When pressed on when the NRC – another frequent topic brought up by Shah while campaigning in Bengal in 2019 – will be implemented, Shah refused to answer.
Ironically, even as the BJP has avoided the CAA-NRC as a campaign issue, it is the Trinamool that has shown eagerness to make it one. Banerjee has bought up the issue at several political rallies, mostly denying the very need for a CAA itself. The Bengal chief minister has claimed that even though most Hindus of Bangladeshi-origin already have Indian citizenship, they would need to apply for it anew. The BJP’s vacillation has given the Trinamool another chance at winning back the Matua vote – much of which had drifted over to the BJP because of its strong Hindu identity pitch.
This isn’t the first time the BJP’s plans to introduce the CAA have run into trouble. For a few years now, observers have been pointing to the numerous problems in case a law is put in place to grant citizenship to undocumented migrants. At the same time, groups of Hindus of Bangladeshi-origin such as the Matuas have been demanding a citizenship process that functions without any conditions (such as providing proof of religion or country of origin).

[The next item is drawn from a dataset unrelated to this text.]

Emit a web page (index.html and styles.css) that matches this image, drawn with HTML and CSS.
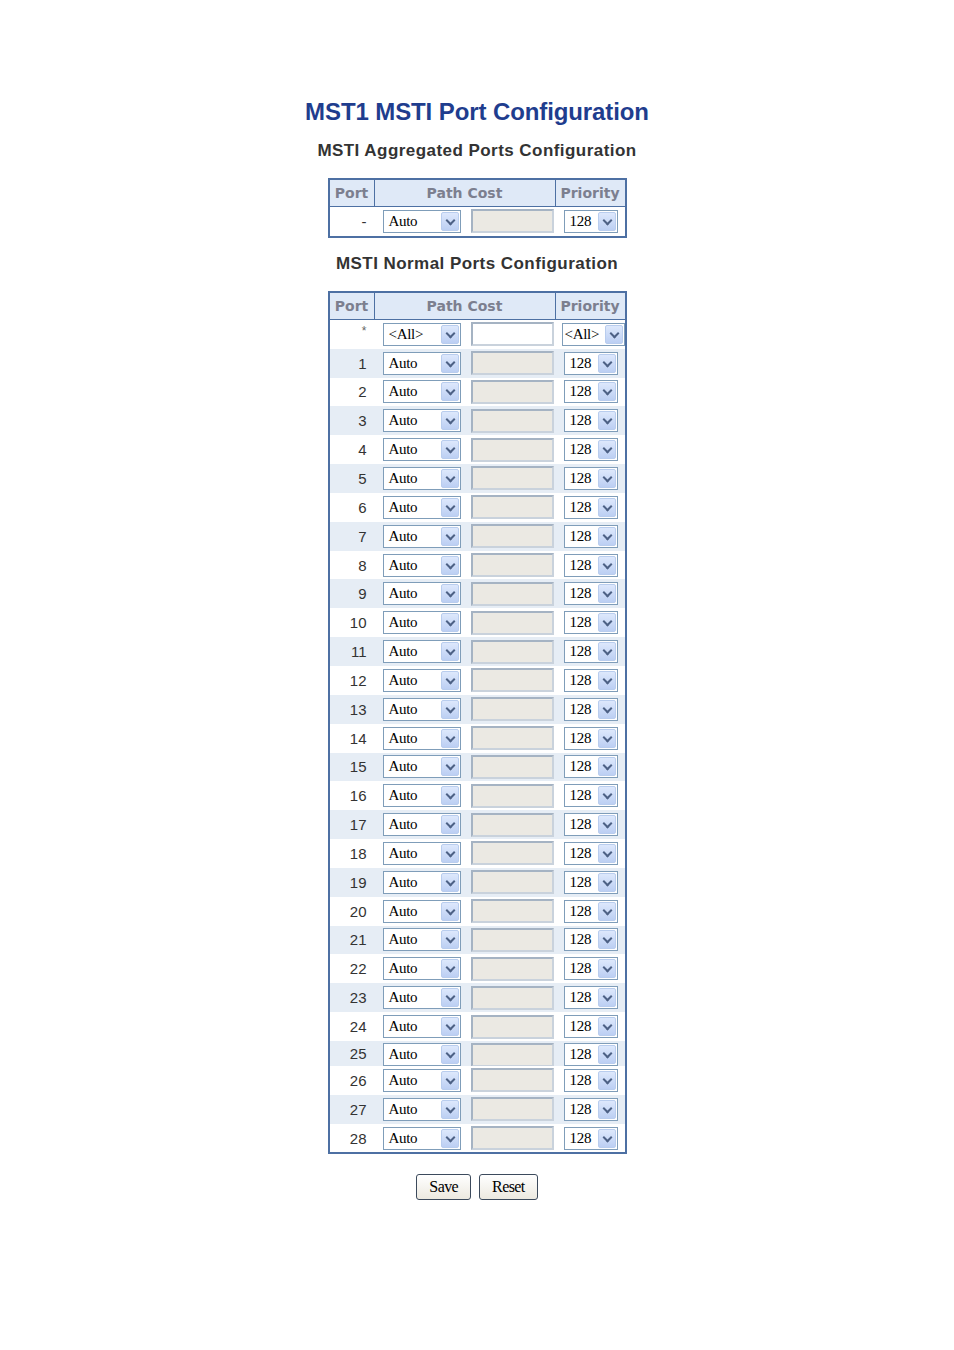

A last-minute publication of rules before the Assembly elections could potentially salvage the situation and allow the BJP to claim that it did eventually live up to its promise to implemented the CAA. However, in case Amit Shah’s December trip remains the Bengal BJP’s template, this extremely turbulent CAA strategy would give the Trinamool a good chance to woo back some groups who had gone over to the Hindutva party.